▶ [Short problem]: Locate every line below that contains the word "screenshot" and copy it.
[START OF Material provided]
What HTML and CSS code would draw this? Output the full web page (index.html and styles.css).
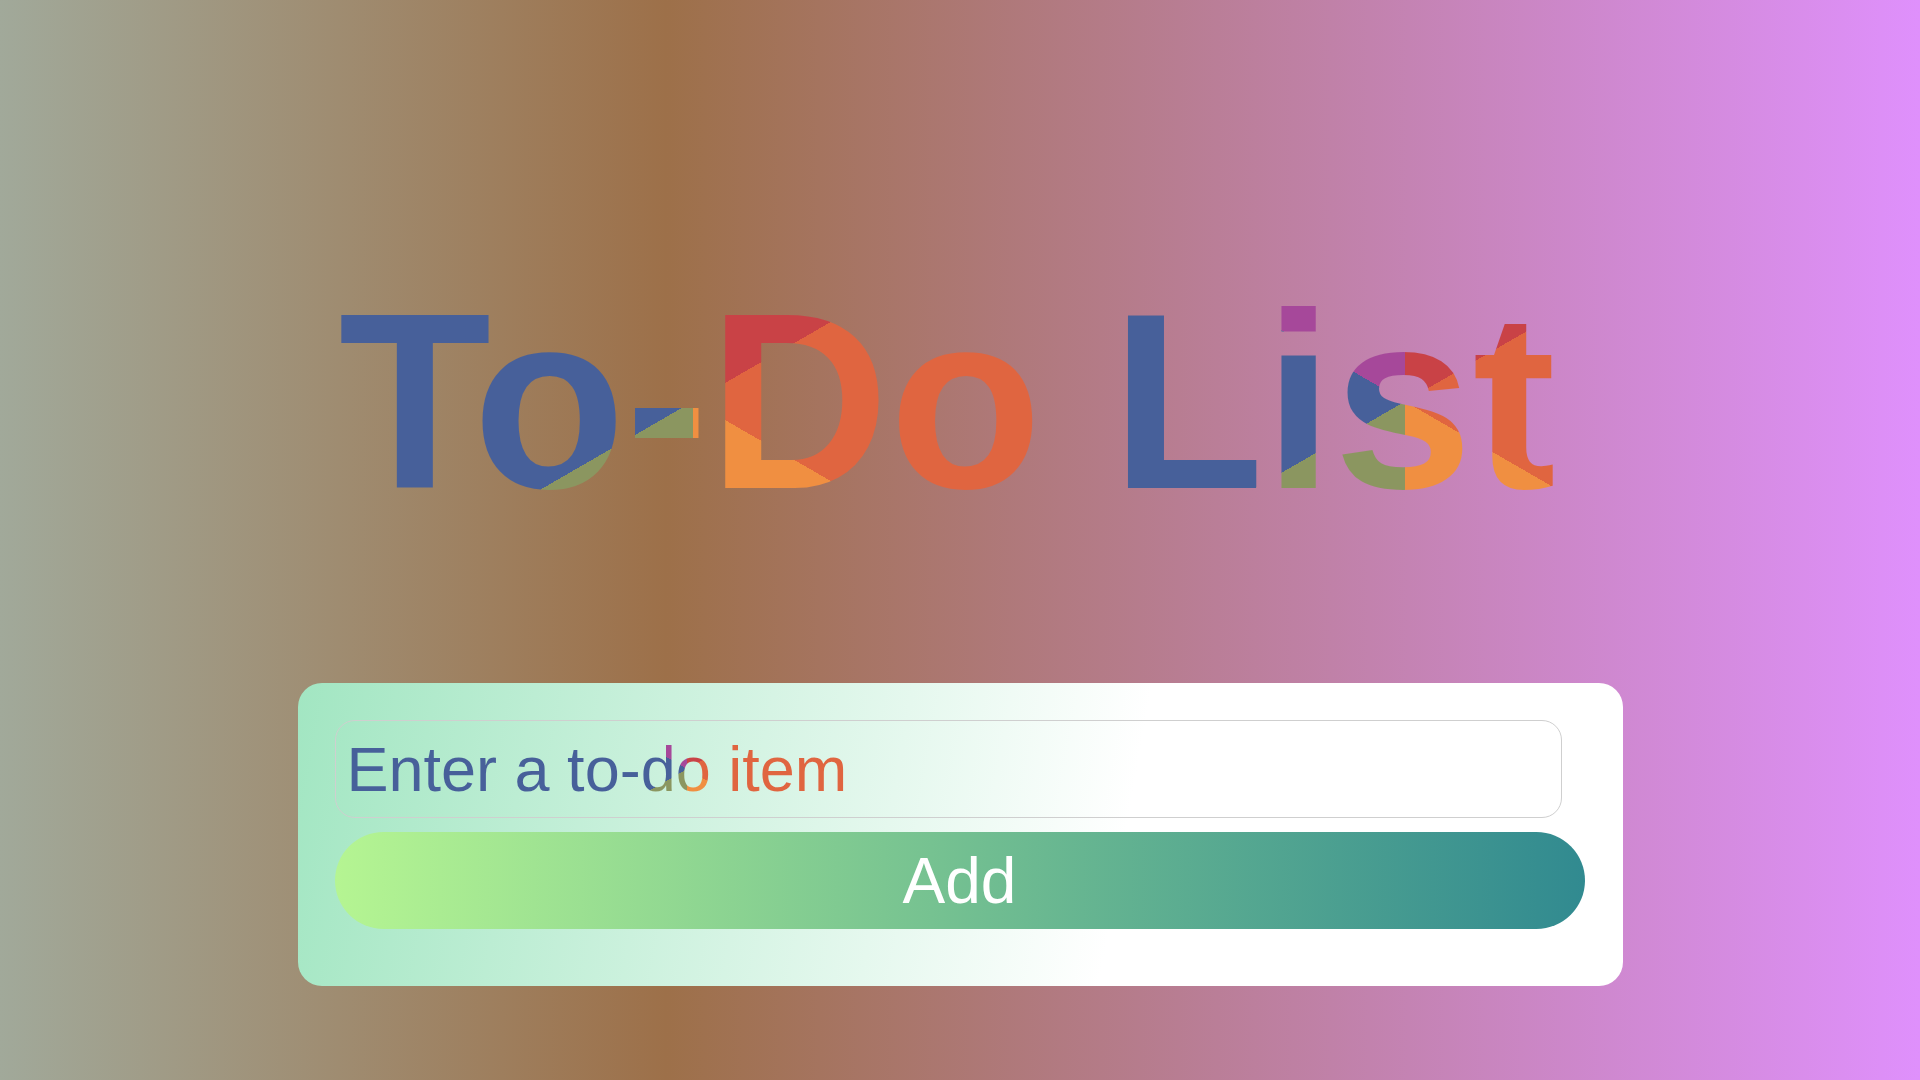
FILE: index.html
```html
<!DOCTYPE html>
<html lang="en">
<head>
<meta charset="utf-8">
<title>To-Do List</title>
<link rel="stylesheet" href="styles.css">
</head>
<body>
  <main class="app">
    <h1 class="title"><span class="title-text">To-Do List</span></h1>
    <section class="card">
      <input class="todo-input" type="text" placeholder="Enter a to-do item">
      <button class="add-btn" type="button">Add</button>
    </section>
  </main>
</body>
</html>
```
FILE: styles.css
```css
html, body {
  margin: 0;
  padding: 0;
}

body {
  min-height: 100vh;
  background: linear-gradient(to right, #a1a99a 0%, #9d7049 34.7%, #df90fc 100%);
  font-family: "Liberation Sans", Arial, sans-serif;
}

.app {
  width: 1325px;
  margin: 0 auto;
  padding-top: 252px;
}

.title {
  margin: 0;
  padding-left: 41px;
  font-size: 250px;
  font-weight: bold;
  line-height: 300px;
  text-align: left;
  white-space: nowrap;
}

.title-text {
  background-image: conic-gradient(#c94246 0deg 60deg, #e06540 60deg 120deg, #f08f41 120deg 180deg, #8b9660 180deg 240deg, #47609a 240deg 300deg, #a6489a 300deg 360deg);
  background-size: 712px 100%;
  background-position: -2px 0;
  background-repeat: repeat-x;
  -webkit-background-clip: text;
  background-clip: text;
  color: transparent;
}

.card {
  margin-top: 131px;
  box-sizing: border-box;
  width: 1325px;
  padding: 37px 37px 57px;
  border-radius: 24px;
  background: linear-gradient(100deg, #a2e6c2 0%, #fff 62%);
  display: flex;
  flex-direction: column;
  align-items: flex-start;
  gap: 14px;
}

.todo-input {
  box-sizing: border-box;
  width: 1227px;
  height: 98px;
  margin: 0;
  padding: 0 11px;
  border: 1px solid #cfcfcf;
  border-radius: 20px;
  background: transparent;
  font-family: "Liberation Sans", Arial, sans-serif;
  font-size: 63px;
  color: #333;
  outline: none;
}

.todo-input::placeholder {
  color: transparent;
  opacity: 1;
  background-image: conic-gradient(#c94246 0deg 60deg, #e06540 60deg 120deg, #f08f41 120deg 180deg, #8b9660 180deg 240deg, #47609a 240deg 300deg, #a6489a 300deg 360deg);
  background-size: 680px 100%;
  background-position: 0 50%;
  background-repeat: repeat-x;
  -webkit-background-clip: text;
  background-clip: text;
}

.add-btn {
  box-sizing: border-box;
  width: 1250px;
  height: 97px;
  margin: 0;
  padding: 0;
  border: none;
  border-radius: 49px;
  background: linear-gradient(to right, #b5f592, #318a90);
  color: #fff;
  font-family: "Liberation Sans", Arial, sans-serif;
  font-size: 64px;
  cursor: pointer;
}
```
[END OF Material provided]
[START OF Material provided]
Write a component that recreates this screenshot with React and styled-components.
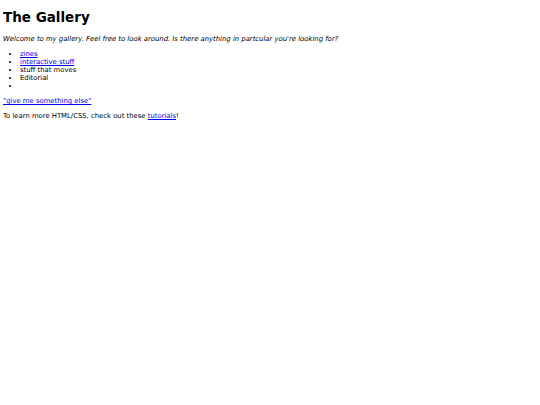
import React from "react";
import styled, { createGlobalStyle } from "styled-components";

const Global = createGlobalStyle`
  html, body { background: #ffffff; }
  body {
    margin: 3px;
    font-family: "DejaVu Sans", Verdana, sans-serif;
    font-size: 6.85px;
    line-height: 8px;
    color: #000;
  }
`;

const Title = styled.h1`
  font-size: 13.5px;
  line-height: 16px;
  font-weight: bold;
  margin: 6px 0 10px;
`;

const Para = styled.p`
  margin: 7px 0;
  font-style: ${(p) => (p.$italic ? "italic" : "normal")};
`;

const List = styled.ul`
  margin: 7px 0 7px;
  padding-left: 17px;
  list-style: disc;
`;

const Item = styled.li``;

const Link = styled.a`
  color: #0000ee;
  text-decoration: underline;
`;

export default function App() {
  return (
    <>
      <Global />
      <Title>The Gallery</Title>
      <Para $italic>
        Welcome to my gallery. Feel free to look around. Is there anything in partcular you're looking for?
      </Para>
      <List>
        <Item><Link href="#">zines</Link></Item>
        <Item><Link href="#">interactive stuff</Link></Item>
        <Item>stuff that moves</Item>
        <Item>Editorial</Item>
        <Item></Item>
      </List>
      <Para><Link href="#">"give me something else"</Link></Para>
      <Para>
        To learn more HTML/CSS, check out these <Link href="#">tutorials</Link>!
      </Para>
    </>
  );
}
[END OF Material provided]
[START OF Material provided]
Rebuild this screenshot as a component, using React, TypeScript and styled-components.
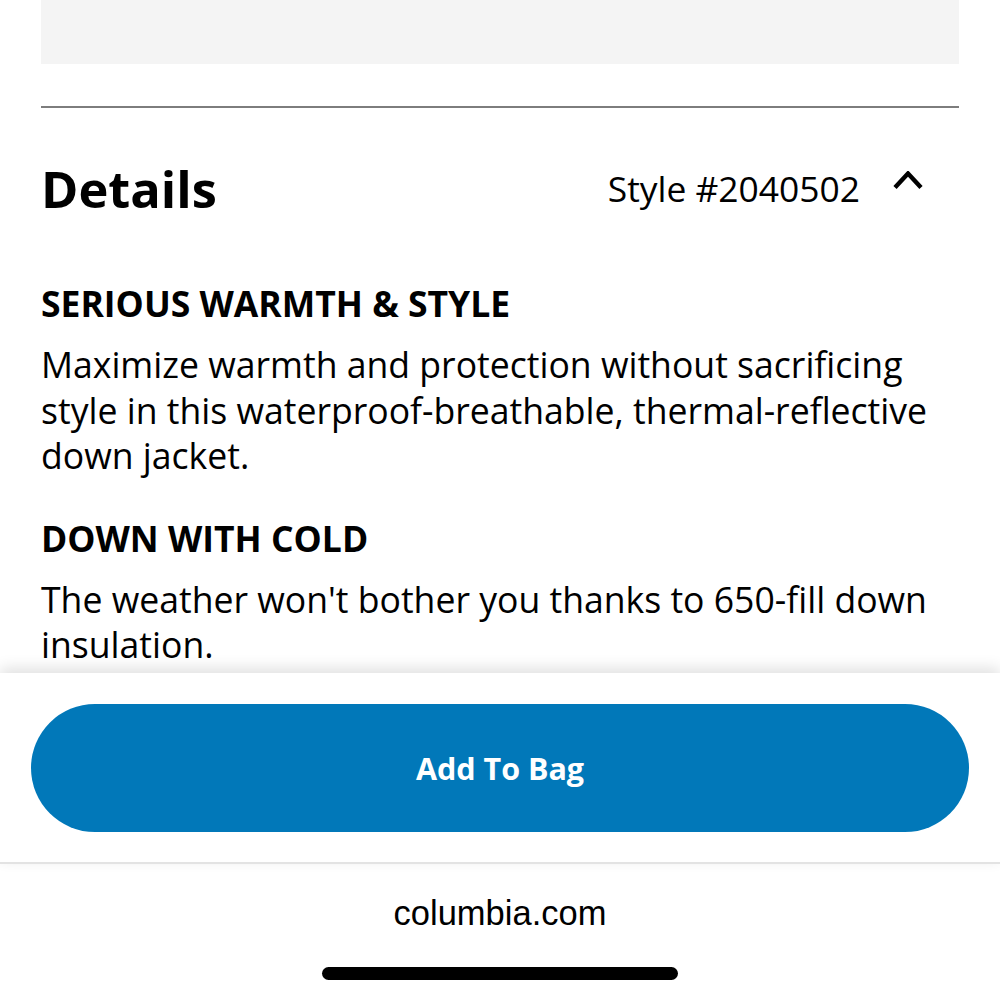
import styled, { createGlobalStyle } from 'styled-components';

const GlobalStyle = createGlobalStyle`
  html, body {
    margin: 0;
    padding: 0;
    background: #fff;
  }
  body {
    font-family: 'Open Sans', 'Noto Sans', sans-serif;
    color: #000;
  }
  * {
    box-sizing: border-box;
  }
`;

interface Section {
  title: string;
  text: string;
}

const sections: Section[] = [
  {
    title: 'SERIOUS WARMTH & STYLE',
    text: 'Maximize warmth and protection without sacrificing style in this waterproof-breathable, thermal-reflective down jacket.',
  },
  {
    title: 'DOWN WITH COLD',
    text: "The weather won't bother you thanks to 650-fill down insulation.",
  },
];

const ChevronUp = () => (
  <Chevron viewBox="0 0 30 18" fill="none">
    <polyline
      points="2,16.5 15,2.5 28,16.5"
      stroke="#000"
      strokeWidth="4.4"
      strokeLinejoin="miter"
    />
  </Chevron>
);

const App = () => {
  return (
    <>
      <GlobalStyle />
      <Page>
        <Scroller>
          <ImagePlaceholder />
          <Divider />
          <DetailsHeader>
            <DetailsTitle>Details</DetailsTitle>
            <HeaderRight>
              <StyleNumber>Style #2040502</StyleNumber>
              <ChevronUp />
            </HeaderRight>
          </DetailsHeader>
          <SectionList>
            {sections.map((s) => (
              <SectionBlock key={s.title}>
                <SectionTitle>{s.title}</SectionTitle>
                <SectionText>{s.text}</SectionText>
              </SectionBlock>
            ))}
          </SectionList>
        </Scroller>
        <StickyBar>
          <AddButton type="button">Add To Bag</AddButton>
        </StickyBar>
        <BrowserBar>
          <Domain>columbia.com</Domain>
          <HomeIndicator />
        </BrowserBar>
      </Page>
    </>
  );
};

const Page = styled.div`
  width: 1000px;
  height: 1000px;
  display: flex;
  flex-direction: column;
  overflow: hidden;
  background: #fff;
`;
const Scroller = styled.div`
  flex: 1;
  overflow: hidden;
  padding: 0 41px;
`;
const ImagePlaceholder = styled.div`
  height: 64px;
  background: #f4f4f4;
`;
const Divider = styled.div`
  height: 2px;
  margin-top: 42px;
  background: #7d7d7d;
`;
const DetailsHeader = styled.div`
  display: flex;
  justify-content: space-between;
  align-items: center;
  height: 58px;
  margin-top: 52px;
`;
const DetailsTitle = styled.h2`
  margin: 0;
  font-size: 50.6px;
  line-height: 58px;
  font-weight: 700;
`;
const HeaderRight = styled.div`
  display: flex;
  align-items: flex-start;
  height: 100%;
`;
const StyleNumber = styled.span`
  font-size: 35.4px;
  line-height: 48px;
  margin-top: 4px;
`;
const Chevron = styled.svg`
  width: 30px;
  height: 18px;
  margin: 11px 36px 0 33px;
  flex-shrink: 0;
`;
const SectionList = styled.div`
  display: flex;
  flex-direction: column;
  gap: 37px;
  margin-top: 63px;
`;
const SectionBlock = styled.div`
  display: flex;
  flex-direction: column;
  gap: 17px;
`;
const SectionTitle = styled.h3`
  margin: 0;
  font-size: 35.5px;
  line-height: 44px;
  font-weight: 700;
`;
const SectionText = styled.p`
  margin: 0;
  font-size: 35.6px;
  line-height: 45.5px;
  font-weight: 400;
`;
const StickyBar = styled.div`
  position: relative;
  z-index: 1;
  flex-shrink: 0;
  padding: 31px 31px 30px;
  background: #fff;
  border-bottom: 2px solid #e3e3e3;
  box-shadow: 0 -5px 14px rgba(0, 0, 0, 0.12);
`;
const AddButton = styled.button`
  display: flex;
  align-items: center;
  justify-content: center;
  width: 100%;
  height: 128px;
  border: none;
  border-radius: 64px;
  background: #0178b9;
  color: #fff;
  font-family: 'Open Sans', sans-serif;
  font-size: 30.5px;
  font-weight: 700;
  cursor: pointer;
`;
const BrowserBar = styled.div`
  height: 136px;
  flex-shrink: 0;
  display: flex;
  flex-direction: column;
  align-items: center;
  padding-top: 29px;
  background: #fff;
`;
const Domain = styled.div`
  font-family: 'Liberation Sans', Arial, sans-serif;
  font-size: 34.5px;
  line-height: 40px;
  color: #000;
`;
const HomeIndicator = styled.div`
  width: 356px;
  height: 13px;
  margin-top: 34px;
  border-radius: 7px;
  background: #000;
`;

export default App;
[END OF Material provided]
▶ [Final result]:
Write a component that recreates this screenshot with React and styled-components.
Rebuild this screenshot as a component, using React, TypeScript and styled-components.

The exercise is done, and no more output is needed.